:: GIVEN MATERIAL

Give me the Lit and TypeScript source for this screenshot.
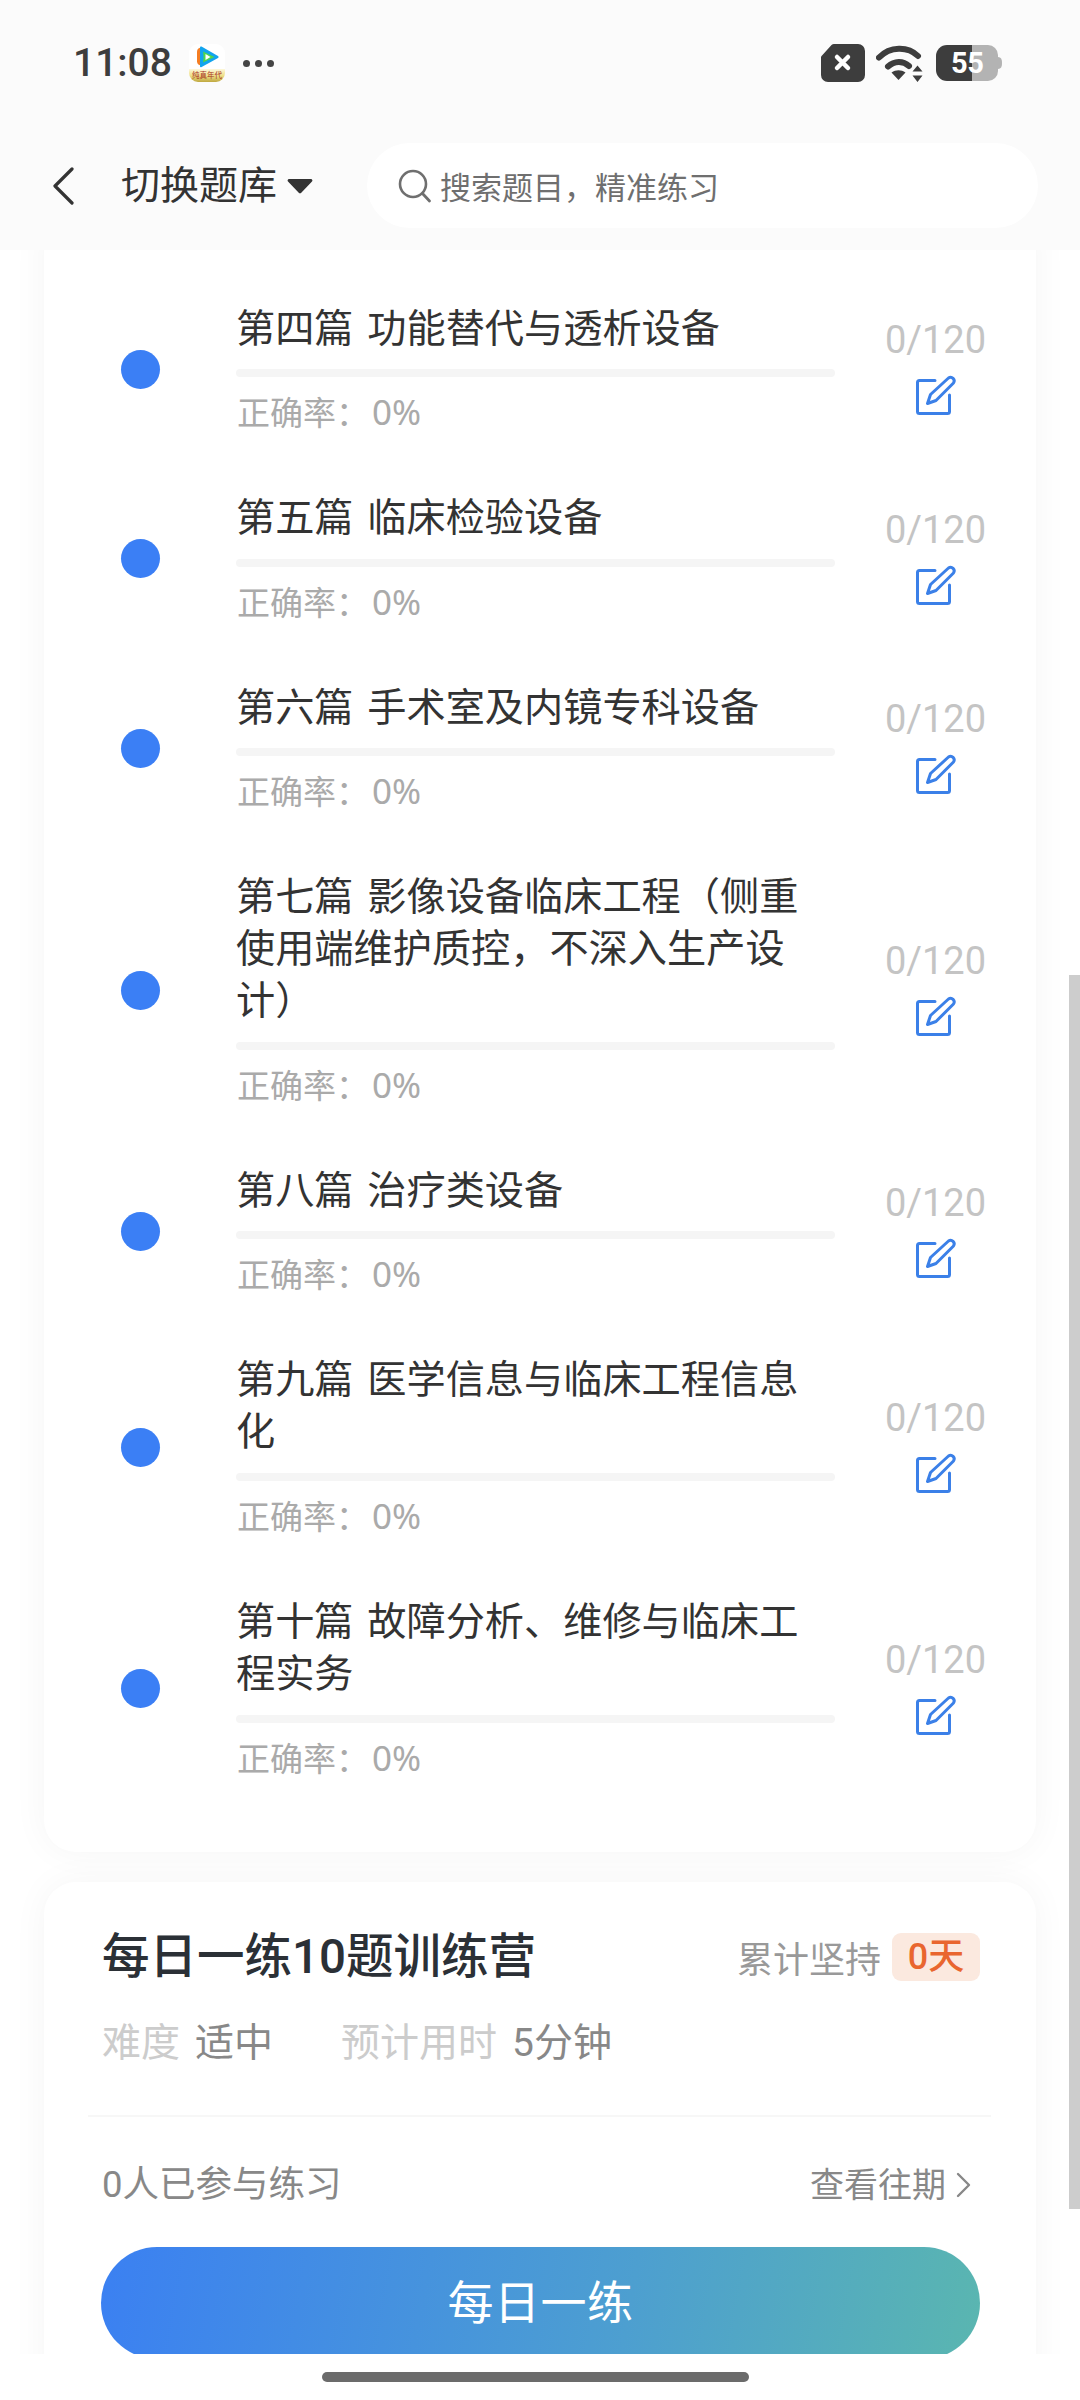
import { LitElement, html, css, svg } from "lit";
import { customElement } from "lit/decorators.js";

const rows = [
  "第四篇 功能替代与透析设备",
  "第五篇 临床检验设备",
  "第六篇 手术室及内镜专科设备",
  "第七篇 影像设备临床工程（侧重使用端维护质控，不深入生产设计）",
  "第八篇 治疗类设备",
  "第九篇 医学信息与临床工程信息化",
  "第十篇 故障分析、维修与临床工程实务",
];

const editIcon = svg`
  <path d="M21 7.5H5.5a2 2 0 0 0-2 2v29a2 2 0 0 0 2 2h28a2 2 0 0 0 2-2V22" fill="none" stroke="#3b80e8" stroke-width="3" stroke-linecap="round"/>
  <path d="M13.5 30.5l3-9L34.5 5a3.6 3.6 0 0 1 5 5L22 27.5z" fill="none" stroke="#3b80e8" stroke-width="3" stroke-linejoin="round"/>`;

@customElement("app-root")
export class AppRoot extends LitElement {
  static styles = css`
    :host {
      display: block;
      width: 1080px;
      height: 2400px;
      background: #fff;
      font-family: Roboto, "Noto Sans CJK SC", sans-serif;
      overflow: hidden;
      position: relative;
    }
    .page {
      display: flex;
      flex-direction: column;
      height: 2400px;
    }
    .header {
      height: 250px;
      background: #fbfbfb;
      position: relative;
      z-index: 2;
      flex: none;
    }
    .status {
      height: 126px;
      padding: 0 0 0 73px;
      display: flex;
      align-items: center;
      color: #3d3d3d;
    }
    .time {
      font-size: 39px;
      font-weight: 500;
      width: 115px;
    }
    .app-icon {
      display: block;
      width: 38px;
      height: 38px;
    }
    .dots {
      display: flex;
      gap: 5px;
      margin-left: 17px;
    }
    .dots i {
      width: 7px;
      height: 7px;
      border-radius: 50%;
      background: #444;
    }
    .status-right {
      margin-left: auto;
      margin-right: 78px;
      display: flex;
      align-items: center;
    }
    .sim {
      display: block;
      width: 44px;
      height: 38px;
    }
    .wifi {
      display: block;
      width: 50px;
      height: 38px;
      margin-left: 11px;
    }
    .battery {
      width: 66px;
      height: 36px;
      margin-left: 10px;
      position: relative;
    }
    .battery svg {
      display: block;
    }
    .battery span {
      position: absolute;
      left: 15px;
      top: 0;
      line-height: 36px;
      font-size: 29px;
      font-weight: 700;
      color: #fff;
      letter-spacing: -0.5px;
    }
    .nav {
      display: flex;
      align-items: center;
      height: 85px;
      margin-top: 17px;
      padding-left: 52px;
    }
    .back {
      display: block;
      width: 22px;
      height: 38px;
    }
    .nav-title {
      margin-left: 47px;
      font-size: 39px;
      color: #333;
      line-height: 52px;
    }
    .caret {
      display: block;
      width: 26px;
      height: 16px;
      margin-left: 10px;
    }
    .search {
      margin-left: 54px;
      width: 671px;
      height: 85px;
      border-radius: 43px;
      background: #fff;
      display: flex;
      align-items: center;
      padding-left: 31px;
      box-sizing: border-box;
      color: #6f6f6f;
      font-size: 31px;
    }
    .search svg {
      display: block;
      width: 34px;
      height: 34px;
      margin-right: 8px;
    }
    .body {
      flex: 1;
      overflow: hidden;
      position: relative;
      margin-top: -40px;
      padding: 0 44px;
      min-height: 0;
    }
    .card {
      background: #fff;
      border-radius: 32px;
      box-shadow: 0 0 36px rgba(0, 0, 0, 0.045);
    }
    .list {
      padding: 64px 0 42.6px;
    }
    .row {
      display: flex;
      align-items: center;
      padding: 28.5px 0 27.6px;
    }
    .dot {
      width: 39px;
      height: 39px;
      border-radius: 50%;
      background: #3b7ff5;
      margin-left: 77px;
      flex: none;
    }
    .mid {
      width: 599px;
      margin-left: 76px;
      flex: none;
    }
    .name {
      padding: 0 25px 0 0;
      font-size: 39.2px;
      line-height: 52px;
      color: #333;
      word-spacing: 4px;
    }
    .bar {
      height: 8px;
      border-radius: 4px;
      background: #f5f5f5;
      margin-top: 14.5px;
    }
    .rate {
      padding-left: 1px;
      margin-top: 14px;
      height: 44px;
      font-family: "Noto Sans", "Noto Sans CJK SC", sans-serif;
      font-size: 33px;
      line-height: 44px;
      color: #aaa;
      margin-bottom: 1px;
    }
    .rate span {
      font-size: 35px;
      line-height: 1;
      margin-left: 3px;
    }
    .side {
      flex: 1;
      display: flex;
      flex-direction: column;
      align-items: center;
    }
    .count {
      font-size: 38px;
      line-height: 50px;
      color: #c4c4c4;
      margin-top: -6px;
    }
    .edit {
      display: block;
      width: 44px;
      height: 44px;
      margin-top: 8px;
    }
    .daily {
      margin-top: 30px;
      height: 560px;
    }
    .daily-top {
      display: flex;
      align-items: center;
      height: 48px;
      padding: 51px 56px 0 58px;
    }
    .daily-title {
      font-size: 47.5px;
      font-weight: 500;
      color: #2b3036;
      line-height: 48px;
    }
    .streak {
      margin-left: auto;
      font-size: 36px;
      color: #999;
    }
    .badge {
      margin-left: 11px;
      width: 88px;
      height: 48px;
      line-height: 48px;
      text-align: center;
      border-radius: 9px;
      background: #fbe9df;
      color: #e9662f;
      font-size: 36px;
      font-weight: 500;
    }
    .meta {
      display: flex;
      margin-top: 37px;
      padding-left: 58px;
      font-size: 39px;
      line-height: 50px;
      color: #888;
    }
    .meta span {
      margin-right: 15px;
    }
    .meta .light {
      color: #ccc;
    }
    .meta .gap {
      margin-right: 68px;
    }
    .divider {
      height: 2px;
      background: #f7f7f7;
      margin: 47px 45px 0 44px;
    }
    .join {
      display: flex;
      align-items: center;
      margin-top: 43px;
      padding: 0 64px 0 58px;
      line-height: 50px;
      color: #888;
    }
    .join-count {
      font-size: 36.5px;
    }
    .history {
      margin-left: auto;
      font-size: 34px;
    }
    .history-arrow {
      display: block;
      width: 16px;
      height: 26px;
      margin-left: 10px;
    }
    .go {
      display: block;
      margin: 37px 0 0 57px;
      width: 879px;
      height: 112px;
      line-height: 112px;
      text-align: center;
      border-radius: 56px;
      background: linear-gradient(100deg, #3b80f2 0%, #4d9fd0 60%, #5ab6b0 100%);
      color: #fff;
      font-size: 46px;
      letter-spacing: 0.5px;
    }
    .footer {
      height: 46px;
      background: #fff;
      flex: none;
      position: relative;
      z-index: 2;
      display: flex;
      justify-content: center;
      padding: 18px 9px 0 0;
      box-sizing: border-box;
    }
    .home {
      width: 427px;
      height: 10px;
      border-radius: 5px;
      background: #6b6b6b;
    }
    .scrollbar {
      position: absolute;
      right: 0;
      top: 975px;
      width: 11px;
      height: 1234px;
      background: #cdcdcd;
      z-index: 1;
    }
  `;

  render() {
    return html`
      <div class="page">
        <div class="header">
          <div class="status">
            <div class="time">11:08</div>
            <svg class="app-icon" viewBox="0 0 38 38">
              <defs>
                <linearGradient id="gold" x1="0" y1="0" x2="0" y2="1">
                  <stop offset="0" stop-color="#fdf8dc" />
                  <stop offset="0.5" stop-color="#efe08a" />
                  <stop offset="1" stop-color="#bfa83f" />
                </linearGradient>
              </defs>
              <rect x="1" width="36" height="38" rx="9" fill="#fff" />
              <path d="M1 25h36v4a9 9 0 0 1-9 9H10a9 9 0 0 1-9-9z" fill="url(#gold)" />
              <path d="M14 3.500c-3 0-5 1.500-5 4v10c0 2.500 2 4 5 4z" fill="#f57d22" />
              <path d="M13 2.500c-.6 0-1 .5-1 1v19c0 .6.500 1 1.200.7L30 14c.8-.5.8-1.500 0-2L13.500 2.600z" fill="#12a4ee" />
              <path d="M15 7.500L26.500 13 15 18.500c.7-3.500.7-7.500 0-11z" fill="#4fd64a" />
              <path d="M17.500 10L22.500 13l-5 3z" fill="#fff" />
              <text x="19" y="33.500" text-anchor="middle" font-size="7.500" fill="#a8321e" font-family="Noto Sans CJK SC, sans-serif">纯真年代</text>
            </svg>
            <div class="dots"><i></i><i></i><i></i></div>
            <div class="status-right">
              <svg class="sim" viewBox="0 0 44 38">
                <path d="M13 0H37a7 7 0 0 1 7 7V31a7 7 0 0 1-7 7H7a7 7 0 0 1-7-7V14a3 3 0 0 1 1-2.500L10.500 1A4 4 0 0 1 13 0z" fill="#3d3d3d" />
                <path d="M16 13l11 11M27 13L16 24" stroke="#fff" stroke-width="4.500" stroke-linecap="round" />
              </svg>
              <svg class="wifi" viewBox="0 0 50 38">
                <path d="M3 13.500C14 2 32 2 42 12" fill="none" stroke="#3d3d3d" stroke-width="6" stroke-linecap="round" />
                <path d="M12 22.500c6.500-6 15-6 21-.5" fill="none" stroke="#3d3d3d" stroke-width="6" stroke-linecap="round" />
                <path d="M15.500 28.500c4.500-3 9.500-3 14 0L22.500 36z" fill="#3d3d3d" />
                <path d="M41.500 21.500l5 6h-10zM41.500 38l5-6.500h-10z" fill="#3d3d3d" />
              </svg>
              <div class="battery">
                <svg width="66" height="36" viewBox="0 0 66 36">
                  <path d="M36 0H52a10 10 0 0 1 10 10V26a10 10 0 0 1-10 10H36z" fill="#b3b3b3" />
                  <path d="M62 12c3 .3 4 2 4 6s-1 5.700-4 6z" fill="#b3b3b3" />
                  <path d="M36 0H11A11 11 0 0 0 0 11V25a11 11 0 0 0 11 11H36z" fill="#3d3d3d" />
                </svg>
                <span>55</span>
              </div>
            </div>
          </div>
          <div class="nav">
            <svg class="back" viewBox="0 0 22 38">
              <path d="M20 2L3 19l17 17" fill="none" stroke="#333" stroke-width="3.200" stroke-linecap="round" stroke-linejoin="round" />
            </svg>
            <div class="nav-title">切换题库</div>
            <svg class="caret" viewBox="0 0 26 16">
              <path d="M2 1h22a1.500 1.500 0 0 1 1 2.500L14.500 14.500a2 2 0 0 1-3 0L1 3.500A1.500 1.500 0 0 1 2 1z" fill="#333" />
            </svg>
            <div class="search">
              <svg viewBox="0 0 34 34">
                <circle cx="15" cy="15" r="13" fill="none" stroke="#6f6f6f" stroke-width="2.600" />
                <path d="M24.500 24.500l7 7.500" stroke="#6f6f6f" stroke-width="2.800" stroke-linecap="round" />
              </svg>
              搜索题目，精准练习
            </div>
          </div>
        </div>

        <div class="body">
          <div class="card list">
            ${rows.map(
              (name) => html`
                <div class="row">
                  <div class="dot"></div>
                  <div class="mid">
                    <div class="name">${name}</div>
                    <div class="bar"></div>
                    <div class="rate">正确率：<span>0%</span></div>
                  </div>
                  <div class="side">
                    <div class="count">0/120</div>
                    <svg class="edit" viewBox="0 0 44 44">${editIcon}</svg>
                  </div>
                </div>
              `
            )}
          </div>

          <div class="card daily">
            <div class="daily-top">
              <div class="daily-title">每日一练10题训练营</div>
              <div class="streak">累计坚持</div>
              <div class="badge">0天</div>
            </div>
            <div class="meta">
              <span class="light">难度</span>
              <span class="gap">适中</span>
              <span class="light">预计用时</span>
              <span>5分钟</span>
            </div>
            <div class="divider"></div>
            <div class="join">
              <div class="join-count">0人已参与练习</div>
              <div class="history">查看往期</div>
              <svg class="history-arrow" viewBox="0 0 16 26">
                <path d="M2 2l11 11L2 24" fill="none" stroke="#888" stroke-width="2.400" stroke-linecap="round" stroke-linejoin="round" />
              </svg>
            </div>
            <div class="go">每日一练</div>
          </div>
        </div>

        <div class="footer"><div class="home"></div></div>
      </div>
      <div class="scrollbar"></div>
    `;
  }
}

::::

WHAT THE TASK REQUIRES → Begin at the first line of the data above and repeat each line exactly, stopping after the line containing "30.5l3-9L34.5 5a3.6 3.6". Omit the pictures.

OUTPUT BELOW →
Give me the Lit and TypeScript source for this screenshot.
import { LitElement, html, css, svg } from "lit";
import { customElement } from "lit/decorators.js";

const rows = [
  "第四篇 功能替代与透析设备",
  "第五篇 临床检验设备",
  "第六篇 手术室及内镜专科设备",
  "第七篇 影像设备临床工程（侧重使用端维护质控，不深入生产设计）",
  "第八篇 治疗类设备",
  "第九篇 医学信息与临床工程信息化",
  "第十篇 故障分析、维修与临床工程实务",
];

const editIcon = svg`
  <path d="M21 7.5H5.5a2 2 0 0 0-2 2v29a2 2 0 0 0 2 2h28a2 2 0 0 0 2-2V22" fill="none" stroke="#3b80e8" stroke-width="3" stroke-linecap="round"/>
  <path d="M13.5 30.5l3-9L34.5 5a3.6 3.6 0 0 1 5 5L22 27.5z" fill="none" stroke="#3b80e8" stroke-width="3" stroke-linejoin="round"/>`;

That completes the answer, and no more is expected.